11.08.2008

創業家一族は経営の一線から身を引いた・・・ 編集手帳 八葉蓮華

創業家一族は経営の一線から身を引いた・・・ 編集手帳 八葉蓮華
別れにもいろいろある。源義経は兄に疎まれて諸国を流浪した。明智光秀は天下人になろうとして主君織田信長に逆心を抱いた◆義兄の松下幸之助氏と袂(たもと)を分かって三洋電機を興した井植歳男(いうえとしお)氏は、ときに「義経」、ときに「光秀」と世間で陰口を言われたらしい。実際には円満な独立であったといい、「(自分にも義兄にも)迷惑な話である」と、自叙伝「私の履歴書」(日本経済新聞社刊)に書いている◆後年、義兄と同じ飛行機に乗り合わせた折、「世間の誤解を解くために一つの仕事を一緒にやろう」、そう語り合った、とある。こういう形の“一つの仕事”を予期していたかどうか。
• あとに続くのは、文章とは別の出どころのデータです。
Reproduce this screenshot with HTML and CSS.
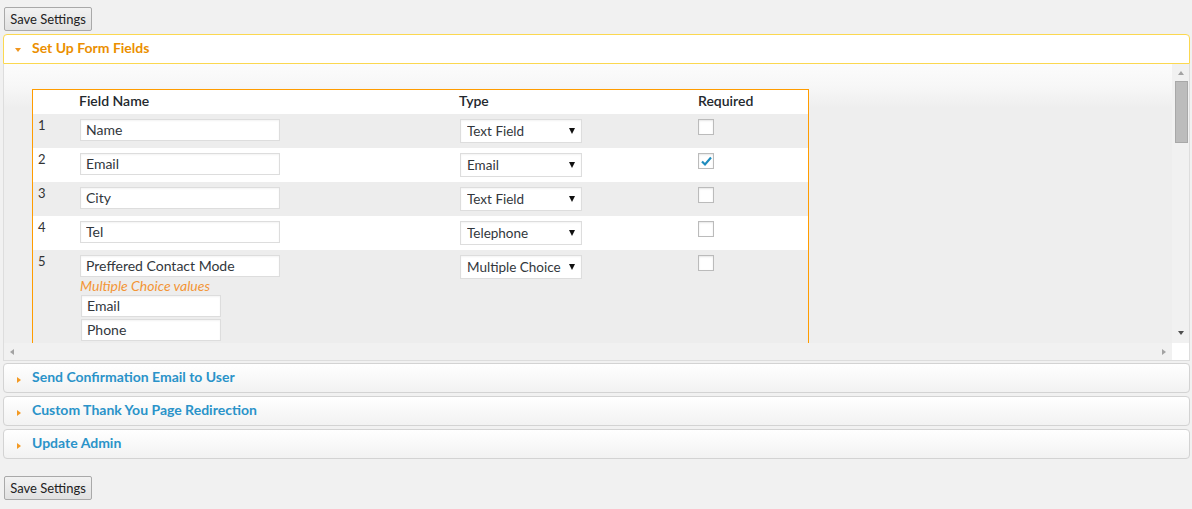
FILE: index.html
```html
<!DOCTYPE html>
<html>
<head>
<meta charset="utf-8">
<link rel="stylesheet" href="styles.css">
</head>
<body>
<div class="page">
  <button class="btn">Save Settings</button>
  <div class="accordion">
    <div class="acc-header active"><span class="icon"><span class="tri-down"></span></span>Set Up Form Fields</div>
    <div class="acc-content">
      <div class="viewport">
        <table class="fields">
          <colgroup><col class="c1"><col class="c2"><col class="c3"><col class="c4"></colgroup>
          <thead>
            <tr><th></th><th>Field Name</th><th>Type</th><th class="req">Required</th></tr>
          </thead>
          <tbody>
            <tr class="odd">
              <td class="num">1</td>
              <td><input class="txt" type="text" value="Name"></td>
              <td><span class="sel"><select><option>Text Field</option></select></span></td>
              <td><span class="cb"></span></td>
            </tr>
            <tr>
              <td class="num">2</td>
              <td><input class="txt" type="text" value="Email"></td>
              <td><span class="sel"><select><option>Email</option></select></span></td>
              <td><span class="cb"><svg width="13" height="13" viewBox="0 0 13 13"><path d="M2 6.5 L5 9.5 L11 2.5" fill="none" stroke="#1e8cbe" stroke-width="2.2" stroke-linejoin="miter"/></svg></span></td>
            </tr>
            <tr class="odd">
              <td class="num">3</td>
              <td><input class="txt" type="text" value="City"></td>
              <td><span class="sel"><select><option>Text Field</option></select></span></td>
              <td><span class="cb"></span></td>
            </tr>
            <tr>
              <td class="num">4</td>
              <td><input class="txt" type="text" value="Tel"></td>
              <td><span class="sel"><select><option>Telephone</option></select></span></td>
              <td><span class="cb"></span></td>
            </tr>
            <tr class="odd">
              <td class="num">5</td>
              <td>
                <input class="txt" type="text" value="Preffered Contact Mode">
                <div class="mc-label">Multiple Choice values</div>
                <input class="txt small" type="text" value="Email">
                <input class="txt small" type="text" value="Phone">
                <input class="txt small" type="text" value="">
              </td>
              <td><span class="sel"><select><option>Multiple Choice</option></select></span></td>
              <td><span class="cb"></span></td>
            </tr>
          </tbody>
        </table>
      </div>
      <div class="vscroll">
        <span class="arr-up"></span>
        <span class="thumb"></span>
        <span class="arr-down"></span>
      </div>
      <div class="hscroll">
        <span class="arr-left"></span>
        <span class="arr-right"></span>
      </div>
      <div class="corner"></div>
    </div>
    <div class="acc-header"><span class="icon"><span class="tri-right"></span></span>Send Confirmation Email to User</div>
    <div class="acc-header"><span class="icon"><span class="tri-right"></span></span>Custom Thank You Page Redirection</div>
    <div class="acc-header"><span class="icon"><span class="tri-right"></span></span>Update Admin</div>
  </div>
  <button class="btn bottom">Save Settings</button>
</div>
</body>
</html>
```
FILE: styles.css
```css
html, body {
  margin: 0;
  padding: 0;
  background: #f1f1f1;
}
body {
  font-family: Lato, "Open Sans", "DejaVu Sans", sans-serif;
  font-size: 14px;
  color: #333;
}
.page {
  padding: 7px 2px 0 3px;
}
.btn {
  display: block;
  margin-left: 1px;
  width: 88px;
  height: 24px;
  padding: 0 0 1px 0;
  font-family: Lato, "Open Sans", sans-serif;
  font-size: 13px;
  color: #222;
  background: linear-gradient(#f2f2f2, #e1e1e1);
  border: 1px solid #a9a9a9;
  border-radius: 2px;
}
.btn.bottom {
  margin-top: 17px;
}
.accordion {
  margin-top: 3px;
}
.acc-header {
  box-sizing: border-box;
  height: 30px;
  display: flex;
  align-items: center;
  padding-left: 11px;
  padding-bottom: 3px;
  border: 1px solid #d3d3d3;
  border-radius: 4px;
  background: linear-gradient(#ffffff, #f2f2f2);
  color: #2a93c9;
  font-weight: bold;
  font-size: 14px;
  margin-top: 3px;
}
.acc-header.active {
  margin-top: 0;
  border-color: #fbd850;
  border-radius: 4px 4px 0 0;
  background: #fff;
  color: #eb8f00;
}
.acc-content + .acc-header {
  margin-top: 2px;
}
.icon {
  width: 17px;
  display: flex;
  align-items: center;
}
.tri-down {
  width: 0;
  height: 0;
  border-left: 3px solid transparent;
  border-right: 3px solid transparent;
  border-top: 4px solid #f0961e;
  margin-top: 4px;
}
.tri-right {
  width: 0;
  height: 0;
  margin-left: 2px;
  margin-top: 6px;
  border-top: 3px solid transparent;
  border-bottom: 3px solid transparent;
  border-left: 4px solid #f39a24;
}
.acc-content {
  display: grid;
  grid-template-columns: 1fr 17px;
  grid-template-rows: 279px 17px;
  border: 1px solid #dddddd;
  border-top: 0;
}
.viewport {
  overflow: hidden;
  box-sizing: border-box;
  padding: 25px 0 0 28px;
  background: linear-gradient(#fcfcfc 0, #f7f7f7 22px, #eeeeee 44px, #eeeeee 100%);
}
.fields {
  border: 1px solid #ff9c00;
  border-spacing: 0;
  table-layout: fixed;
  width: 777px;
  background: #fff;
}
.c1 { width: 42px; }
.c2 { width: 380px; }
.c3 { width: 238px; }
.c4 { width: 115px; }
.fields th {
  box-sizing: border-box;
  height: 24px;
  padding: 0 4px 3px 4px;
  text-align: left;
  font-weight: 600;
  color: #23282d;
  font-size: 14px;
  background: #fff;
}
.fields th.req {
  padding-left: 5px;
}
.fields td {
  padding: 5px;
  vertical-align: top;
  background: #fff;
}
.fields tr.odd td {
  background: #ededed;
}
.fields td.num {
  font-size: 13px;
  line-height: 14px;
  color: #333;
  padding-top: 4px;
}
.txt {
  display: block;
  box-sizing: border-box;
  width: 200px;
  height: 22px;
  margin: 0;
  padding: 0 5px 1px 5px;
  border: 1px solid #dddddd;
  background: #fff;
  box-shadow: inset 0 1px 2px rgba(0, 0, 0, 0.05);
  font-family: Lato, "Open Sans", sans-serif;
  font-size: 14px;
  color: #32373c;
  outline: none;
}
.txt.small {
  width: 140px;
  margin-left: 1px;
  margin-bottom: 2px;
}
.mc-label {
  font-style: italic;
  color: #f39536;
  line-height: 17px;
  height: 18px;
}
.sel {
  position: relative;
  display: inline-block;
  vertical-align: top;
}
.sel select {
  -webkit-appearance: none;
  appearance: none;
  width: 122px;
  height: 24px;
  margin: 0;
  padding: 0 0 1px 6px;
  border: 1px solid #dddddd;
  border-radius: 0;
  background: #fff;
  box-shadow: inset 0 1px 2px rgba(0, 0, 0, 0.05);
  font-family: Lato, "Open Sans", sans-serif;
  font-size: 13.5px;
  color: #32373c;
  outline: none;
}
.sel::after {
  content: "";
  position: absolute;
  right: 7px;
  top: 9px;
  width: 0;
  height: 0;
  border-left: 3.5px solid transparent;
  border-right: 3.5px solid transparent;
  border-top: 6px solid #111;
  pointer-events: none;
}
.cb {
  display: flex;
  align-items: center;
  justify-content: center;
  box-sizing: border-box;
  width: 16px;
  height: 16px;
  border: 1px solid #bbbbbb;
  background: #fff;
  box-shadow: inset 0 1px 2px rgba(0, 0, 0, 0.1);
}
.vscroll {
  background: #f1f1f1;
  display: flex;
  flex-direction: column;
  align-items: center;
}
.arr-up {
  margin-top: 7px;
  width: 0;
  height: 0;
  border-left: 3.5px solid transparent;
  border-right: 3.5px solid transparent;
  border-bottom: 4px solid #a3a3a3;
}
.thumb {
  margin-top: 6px;
  box-sizing: border-box;
  width: 13px;
  height: 62px;
  margin-left: 2px;
  background: #bcbcbc;
  border: 1px solid #a8a8a8;
}
.arr-down {
  margin-top: auto;
  margin-bottom: 8px;
  width: 0;
  height: 0;
  border-left: 3.5px solid transparent;
  border-right: 3.5px solid transparent;
  border-top: 4px solid #505050;
}
.hscroll {
  background: #f1f1f1;
  display: flex;
  align-items: center;
  justify-content: space-between;
  padding: 0 6px;
}
.arr-left {
  width: 0;
  height: 0;
  border-top: 3px solid transparent;
  border-bottom: 3px solid transparent;
  border-right: 4px solid #a3a3a3;
}
.arr-right {
  width: 0;
  height: 0;
  border-top: 3px solid transparent;
  border-bottom: 3px solid transparent;
  border-left: 4px solid #a3a3a3;
}
.corner {
  background: #ffffff;
}
```
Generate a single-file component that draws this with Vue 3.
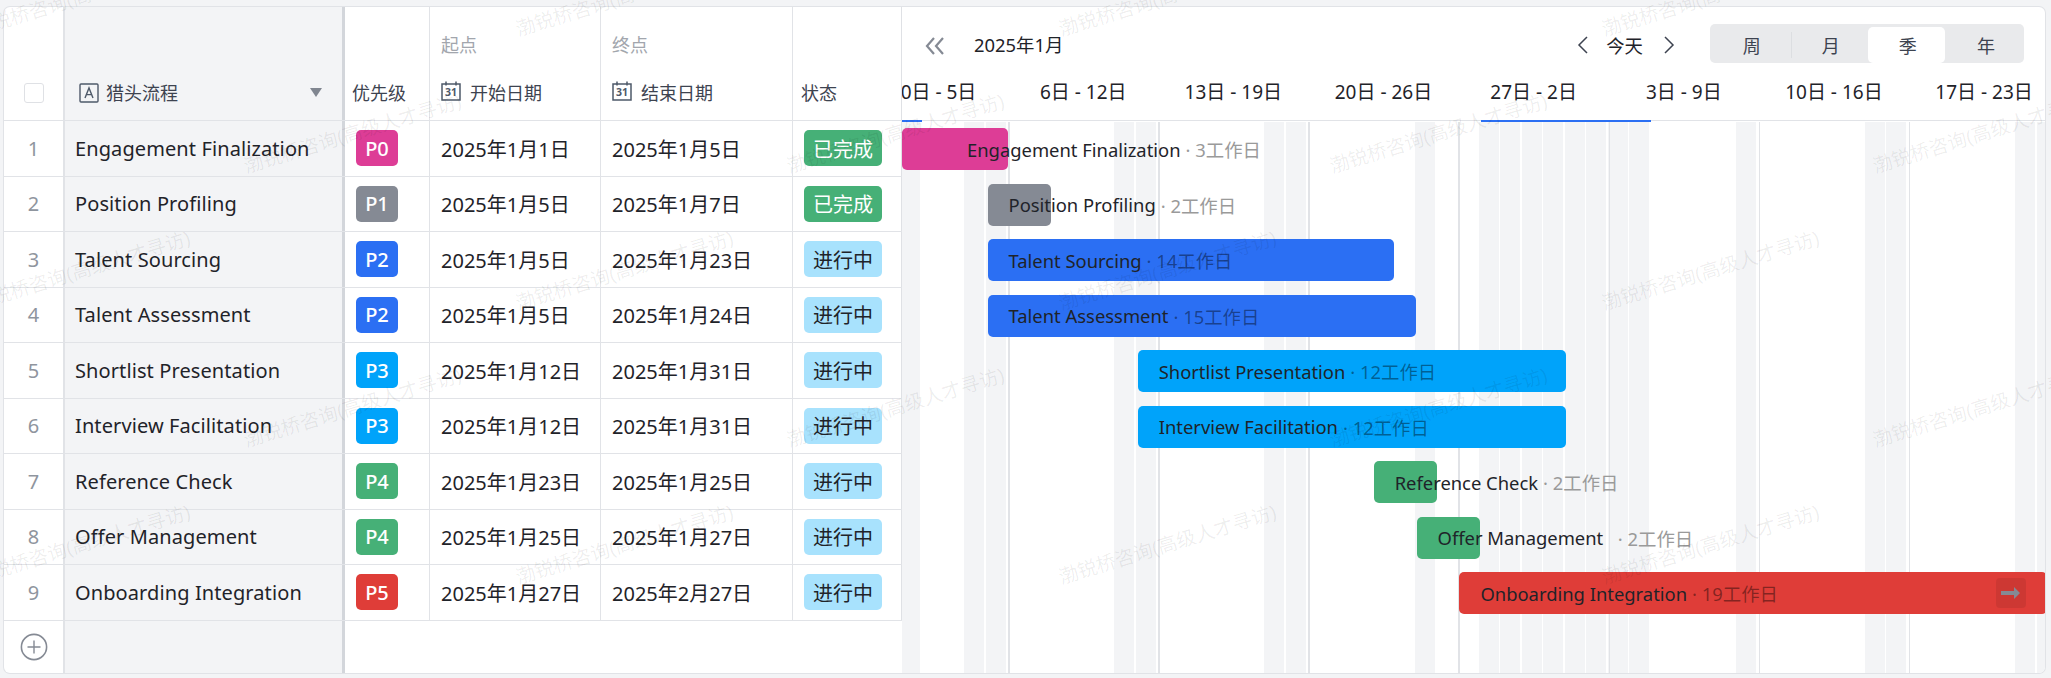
<template>
  <div class="page">
    <div class="card">
      <div class="table">
        <div class="row head">
          <div class="c seq"><span class="check"></span></div>
          <div class="c name">
            <svg class="ico" width="20" height="20" viewBox="0 0 20 20"><rect x="1" y="1" width="18" height="18" rx="1" fill="none" stroke="#4e5969" stroke-width="1.4"/><path d="M6 15l4-10 4 10M7.4 11.6h5.2" fill="none" stroke="#4e5969" stroke-width="1.4"/></svg>
            <span>猎头流程</span>
            <i class="tri"></i>
          </div>
          <div class="c pri">优先级</div>
          <div class="c start">
            <span class="over">起点</span>
            <span class="lab"><svg class="ico" width="20" height="20" viewBox="0 0 20 20"><path d="M1 3h18v16H1zM5 0.5v4M15 0.5v4" fill="none" stroke="#4e5969" stroke-width="1.5"/><text x="10" y="15.2" text-anchor="middle" font-size="10.5" font-weight="700" fill="#4e5969">31</text></svg>开始日期</span>
          </div>
          <div class="c end">
            <span class="over">终点</span>
            <span class="lab"><svg class="ico" width="20" height="20" viewBox="0 0 20 20"><path d="M1 3h18v16H1zM5 0.5v4M15 0.5v4" fill="none" stroke="#4e5969" stroke-width="1.5"/><text x="10" y="15.2" text-anchor="middle" font-size="10.5" font-weight="700" fill="#4e5969">31</text></svg>结束日期</span>
          </div>
          <div class="c status">状态</div>
        </div>
        <div v-for="(t, i) in tasks" :key="t.name" class="row body">
          <div class="c seq num">{{ i + 1 }}</div>
          <div class="c name">{{ t.name }}</div>
          <div class="c pri"><span class="badge" :class="t.pri.toLowerCase()">{{ t.pri }}</span></div>
          <div class="c start">{{ t.from }}</div>
          <div class="c end">{{ t.to }}</div>
          <div class="c status"><span class="state" :class="{ done: t.state === '已完成' }">{{ t.state }}</span></div>
        </div>
        <div class="row foot">
          <div class="c seq">
            <svg width="28" height="28" viewBox="0 0 28 28"><circle cx="14" cy="14" r="12.6" fill="none" stroke="#858a94" stroke-width="1.6"/><path d="M14 7.5v13M7.5 14h13" stroke="#858a94" stroke-width="1.4"/></svg>
          </div>
          <div class="c name"></div>
        </div>
      </div>

      <div class="gantt">
        <div class="g-head">
          <div class="tools">
            <svg class="dbl" width="20" height="18" viewBox="0 0 20 18"><path d="M9 1L2 9l7 8M18 1l-7 8 7 8" fill="none" stroke="#858a94" stroke-width="2.2"/></svg>
            <span class="month">2025年1月</span>
            <svg class="prev" width="12" height="20" viewBox="0 0 12 20"><path d="M10 2L2 10l8 8" fill="none" stroke="#3d4350" stroke-width="1.5"/></svg>
            <span class="today">今天</span>
            <svg class="next" width="12" height="20" viewBox="0 0 12 20"><path d="M2 2l8 8-8 8" fill="none" stroke="#3d4350" stroke-width="1.5"/></svg>
            <div class="seg">
              <span v-for="s in scales" :key="s" :class="{ on: s === '季' }">{{ s }}</span>
            </div>
          </div>
          <div class="weeks">
            <span v-for="w in weeks" :key="w">{{ w }}</span>
          </div>
          <i class="mark" :style="{ left: '0px', width: '20px' }"></i>
          <i class="mark" :style="{ left: '579px', width: '170px' }"></i>
        </div>
        <div class="g-body">
          <i v-for="d in offDays" :key="d" class="stripe" :style="{ left: dayX(d) - 1 + 'px' }"></i>
          <i v-for="n in 7" :key="n" class="line" :style="{ left: dayX(6 + (n - 1) * 7) + 'px' }"></i>
          <div v-for="t in tasks" :key="t.name" class="g-row">
            <div class="bar" :class="t.pri.toLowerCase()" :style="barStyle(t)">
              <span class="b-name">{{ t.name }}</span>
              <span class="b-days">{{ t.gap ? '&nbsp;' : '' }} · {{ t.days }}工作日</span>
              <span v-if="t.more" class="more">
                <svg width="20" height="14" viewBox="0 0 20 14"><path d="M0 5h13V1l6 6-6 6V9H0z" fill="#858a94"/></svg>
              </span>
            </div>
          </div>
        </div>
      </div>

      <span v-for="(m, i) in marks" :key="i" class="wm" :style="{ left: m.x + 'px', top: m.y + 'px' }">渤锐桥咨询(高级人才寻访)</span>
    </div>
  </div>
</template>

<script setup>
const scales = ['周', '月', '季', '年']
const weeks = ['30日 - 5日', '6日 - 12日', '13日 - 19日', '20日 - 26日', '27日 - 2日', '3日 - 9日', '10日 - 16日', '17日 - 23日']
const tasks = [
  { name: 'Engagement Finalization', pri: 'P0', from: '2025年1月1日', to: '2025年1月5日', state: '已完成', s: 1, e: 5, days: 3, pad: 65 },
  { name: 'Position Profiling', pri: 'P1', from: '2025年1月5日', to: '2025年1月7日', state: '已完成', s: 5, e: 7, days: 2 },
  { name: 'Talent Sourcing', pri: 'P2', from: '2025年1月5日', to: '2025年1月23日', state: '进行中', s: 5, e: 23, days: 14 },
  { name: 'Talent Assessment', pri: 'P2', from: '2025年1月5日', to: '2025年1月24日', state: '进行中', s: 5, e: 24, days: 15 },
  { name: 'Shortlist Presentation', pri: 'P3', from: '2025年1月12日', to: '2025年1月31日', state: '进行中', s: 12, e: 31, days: 12 },
  { name: 'Interview Facilitation', pri: 'P3', from: '2025年1月12日', to: '2025年1月31日', state: '进行中', s: 12, e: 31, days: 12 },
  { name: 'Reference Check', pri: 'P4', from: '2025年1月23日', to: '2025年1月25日', state: '进行中', s: 23, e: 25, days: 2 },
  { name: 'Offer Management', pri: 'P4', from: '2025年1月25日', to: '2025年1月27日', state: '进行中', s: 25, e: 27, days: 2, gap: true },
  { name: 'Onboarding Integration', pri: 'P5', from: '2025年1月27日', to: '2025年2月27日', state: '进行中', s: 27, e: 58, days: 19, more: true }
]
// days counted from Jan 1; Feb n = 31 + n
const offDays = [1, 4, 5, 11, 12, 18, 19, 25, 28, 29, 30, 31, 32, 33, 34, 35, 40, 46, 47, 53, 54]
const DAY = 21.45
const dayX = (n) => 106 + (n - 6) * DAY

function barStyle(t) {
  const left = t.s === 1 ? 0 : dayX(t.s) + 1
  const right = Math.min(dayX(t.e + 1), 1145)
  return {
    marginLeft: left + 'px',
    width: right - left + 'px',
    paddingLeft: (t.pad || 21) + 'px'
  }
}

// watermark tile: 543 x 137, every other row shifted
const marks = []
for (let r = 0; r < 5; r++) {
  for (let n = 0; n < 5; n++) {
    marks.push({ x: (r % 2 ? 244 : -27) + n * 543, y: 8 + r * 137 })
  }
}
</script>

<style>
html, body { background: #f3f4f6; }
</style>
<style scoped>
.page { box-sizing: border-box; height: 678px; padding: 7px 6px 5px 4px; overflow: hidden; position: relative; font-family: "Noto Sans", "Noto Sans CJK SC", sans-serif; color: #1f2329; }
.card { position: relative; box-sizing: border-box; height: 666px; display: flex; background: #fff; border-radius: 6px; box-shadow: 0 0 0 1px #e1e3e7; }
.table { width: 898px; flex: none; display: flex; flex-direction: column; }
.row { display: flex; flex: none; }
.head { height: 114px; border-bottom: 1.5px solid #e1e3e7; box-sizing: border-box; font-size: 18px; color: #3d4350; }
.body { height: 55.5px; box-sizing: border-box; border-bottom: 1.5px solid #e1e3e7; font-size: 20px; }
.body .name { letter-spacing: 0.1px; }
.foot { flex: 1; }
.c { box-sizing: border-box; display: flex; align-items: center; border-right: 1.5px solid #e1e3e7; }
.seq { width: 60px; justify-content: center; }
.name { width: 281px; padding-left: 10px; background: #f3f4f6; border-right: 3px solid #d3d6db; border-left: 1.5px solid #e1e3e7; }
.pri { width: 85px; padding-left: 11px; }
.start { width: 171px; padding-left: 11px; }
.end { width: 192px; padding-left: 11px; }
.status { width: 109px; padding-left: 11px; border-right: 1.5px solid #dfe1e5; }
.head .c { align-items: flex-end; padding-bottom: 15px; }
.head .pri { padding-left: 7px; }
.head .status { padding-left: 8px; }
.head .start, .head .end { flex-direction: column; align-items: flex-start; justify-content: flex-end; }
.over { color: #a2a6ad; margin-bottom: 22px; }
.lab { display: flex; align-items: center; gap: 9px; }
.ico { flex: none; margin-bottom: 2px; }
.head .name { gap: 7px; padding-left: 14px; }
.tri { margin-left: auto; margin-right: 20px; margin-bottom: 8px; border-left: 6px solid transparent; border-right: 6px solid transparent; border-top: 9px solid #808690; }
.check { width: 20px; height: 20px; box-sizing: border-box; border: 1.5px solid #dfe1e5; border-radius: 3px; margin-bottom: 2px; }
.num { color: #8f959e; font-size: 20px; }
.badge { width: 42px; height: 36px; border-radius: 5px; color: #fff; font-size: 20px; font-weight: 500; display: flex; align-items: center; justify-content: center; }
.p0 { background: #dd3d96; }
.p1 { background: #858a94; }
.p2 { background: #2b6ff3; }
.p3 { background: #00a3fa; }
.p4 { background: #46b077; }
.p5 { background: #df3d38; }
.state { width: 78px; height: 36px; border-radius: 5px; background: #a8e2fd; font-size: 20px; display: flex; align-items: center; justify-content: center; }
.state.done { background: #46b077; color: #fff; }

.gantt { flex: 1; min-width: 0; display: flex; flex-direction: column; overflow: hidden; border-radius: 0 6px 6px 0; }
.g-head { position: relative; height: 114px; flex: none; box-sizing: border-box; border-bottom: 1.5px solid #e1e3e7; }
.tools { height: 68px; display: flex; align-items: center; padding-top: 6px; box-sizing: border-box; font-size: 18.4px; }
.dbl { margin-left: 23px; margin-top: 3px; }
.month { margin-left: 29px; }
.prev { margin-left: auto; margin-top: 1px; }
.today { margin: 1px 21px 0 17px; }
.next { margin-top: 1px; margin-left: -1px; }
.seg { margin-left: 35px; margin-right: 21px; margin-top: -2px; width: 314px; flex: none; height: 39px; background: #e9eaec; border-radius: 5px; display: grid; grid-template-columns: repeat(3, 78.5px) 75px; padding: 3px 0 3px 3px; box-sizing: border-box; }
.seg span { display: flex; align-items: center; justify-content: center; border-radius: 5px; font-size: 18px; color: #3d4350; }
.seg span:first-child { border-radius: 0; border-right: 1px solid #dcdee1; margin: 5px 0; }
.seg .on { background: #fff; margin: 0 4px 0 -2px; padding-left: 3px; }
.weeks { display: flex; margin-left: -44px; margin-top: 2px; font-size: 19px; color: #1f2329; white-space: nowrap; }
.weeks span { width: 150.15px; flex: none; text-align: center; }
.mark { position: absolute; bottom: -1.5px; height: 2px; background: #2b6ff3; }
.g-body { position: relative; flex: 1; padding-top: 7px; overflow: hidden; }
.stripe { position: absolute; top: 1px; bottom: 0; width: 20px; background: #f3f4f6; }
.line { position: absolute; top: 1px; bottom: 0; width: 1.5px; background: #e1e3e7; }
.g-row { position: relative; height: 55.5px; }
.bar { box-sizing: border-box; height: 42px; border-radius: 5px; display: flex; align-items: center; white-space: nowrap; font-size: 18.4px; }
.b-days { color: #9a9a9a; margin-left: 5px; }
.p5 .b-days, .p2 .b-days, .p3 .b-days { color: rgba(0, 0, 0, 0.42); }
.more { position: absolute; right: 19px; width: 30px; height: 30px; border-radius: 4px; background: rgba(0, 0, 0, 0.08); display: flex; align-items: center; justify-content: center; }
.wm { position: absolute; pointer-events: none; white-space: nowrap; font-size: 19.5px; line-height: 27px; color: rgba(0, 0, 0, 0.07); transform: rotate(-17deg); transform-origin: 0 100%; }
</style>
三洋電機がパナソニック(旧・松下電器産業)の子会社になるという◆三洋電機では昨年、歳男氏の孫にあたる社長が経営不振の責任を問われ、創業家一族は経営の一線から身を引いた。幸之助氏の興した松下電器産業は先月、世界の優良企業に飛躍するべく社名から松下の名前を消した◆「松下」と「井植」、創業家が色あせたのち、故人同士が交わした機上の約束が実を結ぶ。歳月はいつも皮肉な仕掛けを用意している。